- Task instructions: Scan the data for "this" and copy the lines it appears in.
────────────────────
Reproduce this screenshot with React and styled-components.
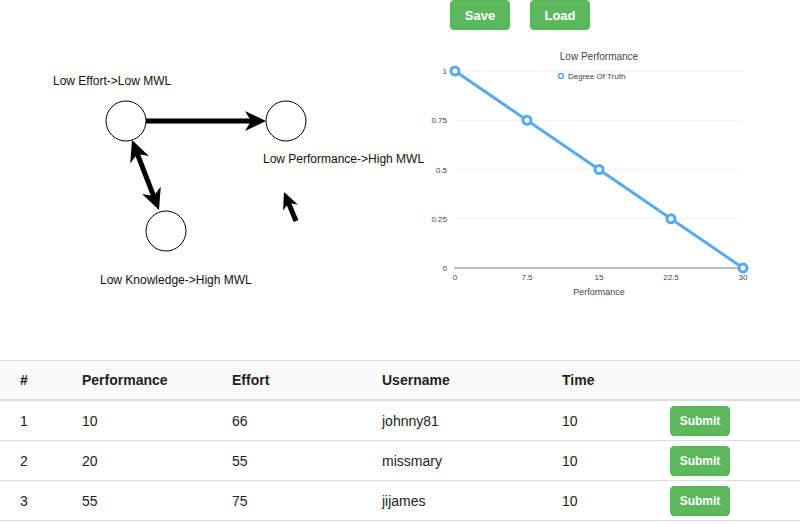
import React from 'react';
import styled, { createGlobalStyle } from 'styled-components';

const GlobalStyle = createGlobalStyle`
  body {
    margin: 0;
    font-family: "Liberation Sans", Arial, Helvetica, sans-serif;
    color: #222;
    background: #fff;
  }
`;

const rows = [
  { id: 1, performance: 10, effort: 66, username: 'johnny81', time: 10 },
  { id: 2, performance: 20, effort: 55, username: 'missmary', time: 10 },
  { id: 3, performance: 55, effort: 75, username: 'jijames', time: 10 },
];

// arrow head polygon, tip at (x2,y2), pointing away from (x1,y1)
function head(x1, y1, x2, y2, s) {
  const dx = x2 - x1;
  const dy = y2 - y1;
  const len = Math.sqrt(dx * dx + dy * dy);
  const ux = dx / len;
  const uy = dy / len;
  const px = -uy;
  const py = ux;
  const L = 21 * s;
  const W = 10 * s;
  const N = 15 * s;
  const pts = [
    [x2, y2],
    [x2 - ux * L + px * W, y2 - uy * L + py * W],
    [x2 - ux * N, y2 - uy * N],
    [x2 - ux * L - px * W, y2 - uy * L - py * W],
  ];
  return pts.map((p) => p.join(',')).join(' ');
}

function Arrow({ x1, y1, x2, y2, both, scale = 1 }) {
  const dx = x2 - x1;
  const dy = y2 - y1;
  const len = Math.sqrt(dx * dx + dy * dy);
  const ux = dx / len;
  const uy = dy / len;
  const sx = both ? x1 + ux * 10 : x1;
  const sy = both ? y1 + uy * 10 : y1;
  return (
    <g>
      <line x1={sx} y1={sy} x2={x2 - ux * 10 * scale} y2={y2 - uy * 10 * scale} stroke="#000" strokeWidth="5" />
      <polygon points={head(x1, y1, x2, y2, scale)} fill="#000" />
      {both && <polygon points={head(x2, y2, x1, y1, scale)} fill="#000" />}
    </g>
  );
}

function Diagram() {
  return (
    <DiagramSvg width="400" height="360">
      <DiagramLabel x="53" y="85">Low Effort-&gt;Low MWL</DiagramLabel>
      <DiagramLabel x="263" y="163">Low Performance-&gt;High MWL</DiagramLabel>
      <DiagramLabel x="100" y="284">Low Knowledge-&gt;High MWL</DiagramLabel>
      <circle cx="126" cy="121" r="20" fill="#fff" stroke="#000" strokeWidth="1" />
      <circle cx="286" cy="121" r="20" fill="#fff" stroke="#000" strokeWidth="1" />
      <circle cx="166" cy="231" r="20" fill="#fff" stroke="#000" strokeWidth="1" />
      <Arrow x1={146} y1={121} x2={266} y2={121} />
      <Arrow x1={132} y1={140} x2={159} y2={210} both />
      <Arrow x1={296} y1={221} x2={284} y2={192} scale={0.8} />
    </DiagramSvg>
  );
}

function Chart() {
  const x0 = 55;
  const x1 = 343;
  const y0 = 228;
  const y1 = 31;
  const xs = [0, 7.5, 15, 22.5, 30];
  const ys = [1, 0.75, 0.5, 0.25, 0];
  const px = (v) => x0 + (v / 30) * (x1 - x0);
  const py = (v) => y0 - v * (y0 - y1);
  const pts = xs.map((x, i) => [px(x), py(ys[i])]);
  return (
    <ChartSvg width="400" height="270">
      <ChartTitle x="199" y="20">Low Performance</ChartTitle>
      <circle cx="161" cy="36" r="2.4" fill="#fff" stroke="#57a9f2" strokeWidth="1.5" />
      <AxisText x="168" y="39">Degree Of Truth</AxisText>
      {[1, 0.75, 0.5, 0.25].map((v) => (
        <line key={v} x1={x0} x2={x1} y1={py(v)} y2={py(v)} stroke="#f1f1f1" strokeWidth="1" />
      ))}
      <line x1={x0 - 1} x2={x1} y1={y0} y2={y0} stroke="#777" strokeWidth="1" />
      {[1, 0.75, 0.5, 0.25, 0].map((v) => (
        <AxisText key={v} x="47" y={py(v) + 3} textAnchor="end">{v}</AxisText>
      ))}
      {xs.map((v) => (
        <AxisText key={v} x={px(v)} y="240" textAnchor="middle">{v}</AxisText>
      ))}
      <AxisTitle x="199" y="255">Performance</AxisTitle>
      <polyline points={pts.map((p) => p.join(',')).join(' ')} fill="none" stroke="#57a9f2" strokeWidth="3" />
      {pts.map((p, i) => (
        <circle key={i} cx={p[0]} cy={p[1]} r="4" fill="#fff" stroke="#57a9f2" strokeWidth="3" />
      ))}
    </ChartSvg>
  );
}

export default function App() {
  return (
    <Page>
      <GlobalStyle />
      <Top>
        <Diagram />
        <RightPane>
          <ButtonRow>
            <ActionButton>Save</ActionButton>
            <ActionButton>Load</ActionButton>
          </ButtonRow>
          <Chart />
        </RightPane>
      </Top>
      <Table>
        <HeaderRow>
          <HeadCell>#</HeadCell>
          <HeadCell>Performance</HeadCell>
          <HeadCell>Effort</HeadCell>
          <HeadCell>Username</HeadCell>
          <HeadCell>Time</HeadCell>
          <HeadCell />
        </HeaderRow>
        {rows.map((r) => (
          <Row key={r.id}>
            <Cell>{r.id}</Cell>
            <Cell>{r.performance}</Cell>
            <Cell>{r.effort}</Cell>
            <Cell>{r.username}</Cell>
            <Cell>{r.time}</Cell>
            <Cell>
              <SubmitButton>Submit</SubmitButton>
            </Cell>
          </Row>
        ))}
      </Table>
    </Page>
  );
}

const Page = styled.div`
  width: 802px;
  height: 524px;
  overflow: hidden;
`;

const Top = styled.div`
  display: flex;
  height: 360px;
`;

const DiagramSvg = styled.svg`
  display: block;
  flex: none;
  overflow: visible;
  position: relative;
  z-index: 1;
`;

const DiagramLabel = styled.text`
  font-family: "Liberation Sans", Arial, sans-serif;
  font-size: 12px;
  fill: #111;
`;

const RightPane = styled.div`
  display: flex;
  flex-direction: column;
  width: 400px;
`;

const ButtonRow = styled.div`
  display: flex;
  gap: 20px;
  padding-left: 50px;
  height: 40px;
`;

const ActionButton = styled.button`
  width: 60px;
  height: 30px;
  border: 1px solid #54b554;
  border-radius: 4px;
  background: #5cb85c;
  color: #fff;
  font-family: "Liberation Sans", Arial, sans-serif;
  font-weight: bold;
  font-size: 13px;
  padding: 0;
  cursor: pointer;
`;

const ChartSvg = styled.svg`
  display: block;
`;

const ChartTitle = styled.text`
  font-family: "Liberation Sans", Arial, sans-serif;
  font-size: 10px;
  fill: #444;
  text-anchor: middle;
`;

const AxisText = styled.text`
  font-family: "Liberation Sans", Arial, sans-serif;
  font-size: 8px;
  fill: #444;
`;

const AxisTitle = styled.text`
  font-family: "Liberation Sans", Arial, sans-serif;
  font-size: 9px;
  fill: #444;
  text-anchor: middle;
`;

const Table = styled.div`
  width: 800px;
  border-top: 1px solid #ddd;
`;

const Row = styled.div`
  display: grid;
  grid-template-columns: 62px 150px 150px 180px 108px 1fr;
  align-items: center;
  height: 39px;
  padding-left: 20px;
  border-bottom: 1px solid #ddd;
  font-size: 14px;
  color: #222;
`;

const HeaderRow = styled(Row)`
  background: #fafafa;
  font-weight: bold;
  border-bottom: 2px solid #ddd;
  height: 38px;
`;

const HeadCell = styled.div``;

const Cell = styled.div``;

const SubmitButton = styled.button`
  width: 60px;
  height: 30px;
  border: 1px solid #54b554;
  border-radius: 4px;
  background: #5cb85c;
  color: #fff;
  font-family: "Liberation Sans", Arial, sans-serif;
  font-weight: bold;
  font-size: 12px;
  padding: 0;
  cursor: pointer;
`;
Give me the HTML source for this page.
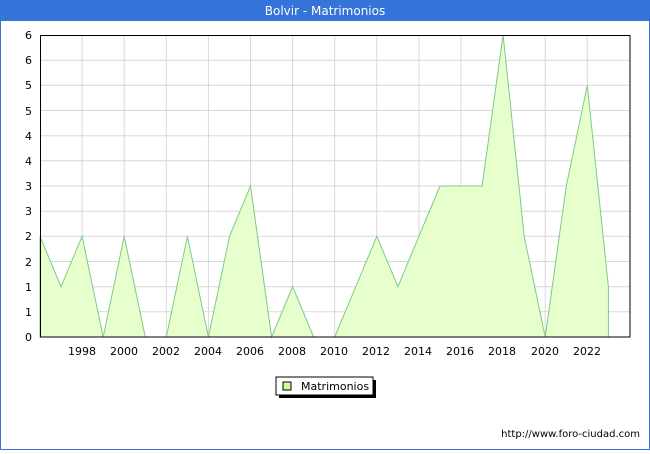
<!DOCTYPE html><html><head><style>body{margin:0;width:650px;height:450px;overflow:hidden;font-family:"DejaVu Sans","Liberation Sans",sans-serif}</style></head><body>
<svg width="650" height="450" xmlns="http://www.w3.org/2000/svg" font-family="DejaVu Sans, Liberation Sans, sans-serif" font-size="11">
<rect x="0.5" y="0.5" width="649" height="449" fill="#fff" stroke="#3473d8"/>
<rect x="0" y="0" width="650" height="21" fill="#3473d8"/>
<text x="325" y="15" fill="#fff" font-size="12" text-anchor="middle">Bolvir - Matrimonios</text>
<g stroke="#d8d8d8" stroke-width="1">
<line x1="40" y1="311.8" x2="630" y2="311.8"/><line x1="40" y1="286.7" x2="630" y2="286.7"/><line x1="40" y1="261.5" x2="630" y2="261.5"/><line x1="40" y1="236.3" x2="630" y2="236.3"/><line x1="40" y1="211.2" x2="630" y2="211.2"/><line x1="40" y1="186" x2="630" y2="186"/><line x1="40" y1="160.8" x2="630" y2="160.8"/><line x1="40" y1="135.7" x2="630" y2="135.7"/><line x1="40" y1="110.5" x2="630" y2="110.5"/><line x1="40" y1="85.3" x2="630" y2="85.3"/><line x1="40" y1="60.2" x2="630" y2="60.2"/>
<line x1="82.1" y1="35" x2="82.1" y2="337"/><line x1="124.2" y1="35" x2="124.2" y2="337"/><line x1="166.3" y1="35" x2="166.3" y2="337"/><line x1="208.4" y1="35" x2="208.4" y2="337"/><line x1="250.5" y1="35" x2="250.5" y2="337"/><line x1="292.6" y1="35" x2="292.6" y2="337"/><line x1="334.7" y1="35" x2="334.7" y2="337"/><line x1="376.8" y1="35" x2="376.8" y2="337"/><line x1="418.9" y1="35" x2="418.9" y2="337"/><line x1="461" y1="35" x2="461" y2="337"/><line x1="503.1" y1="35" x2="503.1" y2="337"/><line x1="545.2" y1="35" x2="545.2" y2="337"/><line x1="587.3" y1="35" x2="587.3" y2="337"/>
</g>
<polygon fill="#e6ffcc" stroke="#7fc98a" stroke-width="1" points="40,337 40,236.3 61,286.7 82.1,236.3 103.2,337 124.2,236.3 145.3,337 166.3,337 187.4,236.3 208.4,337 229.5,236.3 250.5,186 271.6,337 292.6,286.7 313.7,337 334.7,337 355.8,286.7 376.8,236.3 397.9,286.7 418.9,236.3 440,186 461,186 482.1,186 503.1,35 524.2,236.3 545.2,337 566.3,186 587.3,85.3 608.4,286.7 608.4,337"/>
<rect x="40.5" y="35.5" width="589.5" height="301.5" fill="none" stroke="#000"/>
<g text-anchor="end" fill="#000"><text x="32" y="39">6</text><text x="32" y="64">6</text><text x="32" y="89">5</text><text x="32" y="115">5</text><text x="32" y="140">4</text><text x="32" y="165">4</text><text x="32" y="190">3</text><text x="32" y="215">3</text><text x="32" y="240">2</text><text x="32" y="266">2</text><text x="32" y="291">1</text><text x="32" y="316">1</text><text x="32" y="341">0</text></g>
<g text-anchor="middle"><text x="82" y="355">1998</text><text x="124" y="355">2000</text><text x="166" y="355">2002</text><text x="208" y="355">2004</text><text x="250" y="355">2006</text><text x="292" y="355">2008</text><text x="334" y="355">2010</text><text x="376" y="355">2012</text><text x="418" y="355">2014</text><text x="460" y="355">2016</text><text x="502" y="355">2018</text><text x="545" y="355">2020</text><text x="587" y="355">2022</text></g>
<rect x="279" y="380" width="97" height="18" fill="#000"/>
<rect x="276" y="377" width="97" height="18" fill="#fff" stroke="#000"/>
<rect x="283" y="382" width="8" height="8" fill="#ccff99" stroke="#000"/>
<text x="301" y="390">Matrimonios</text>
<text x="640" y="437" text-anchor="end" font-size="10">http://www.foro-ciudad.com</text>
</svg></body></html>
────────────────────
- The answer:
Reproduce this screenshot with React and styled-components.
Give me the HTML source for this page.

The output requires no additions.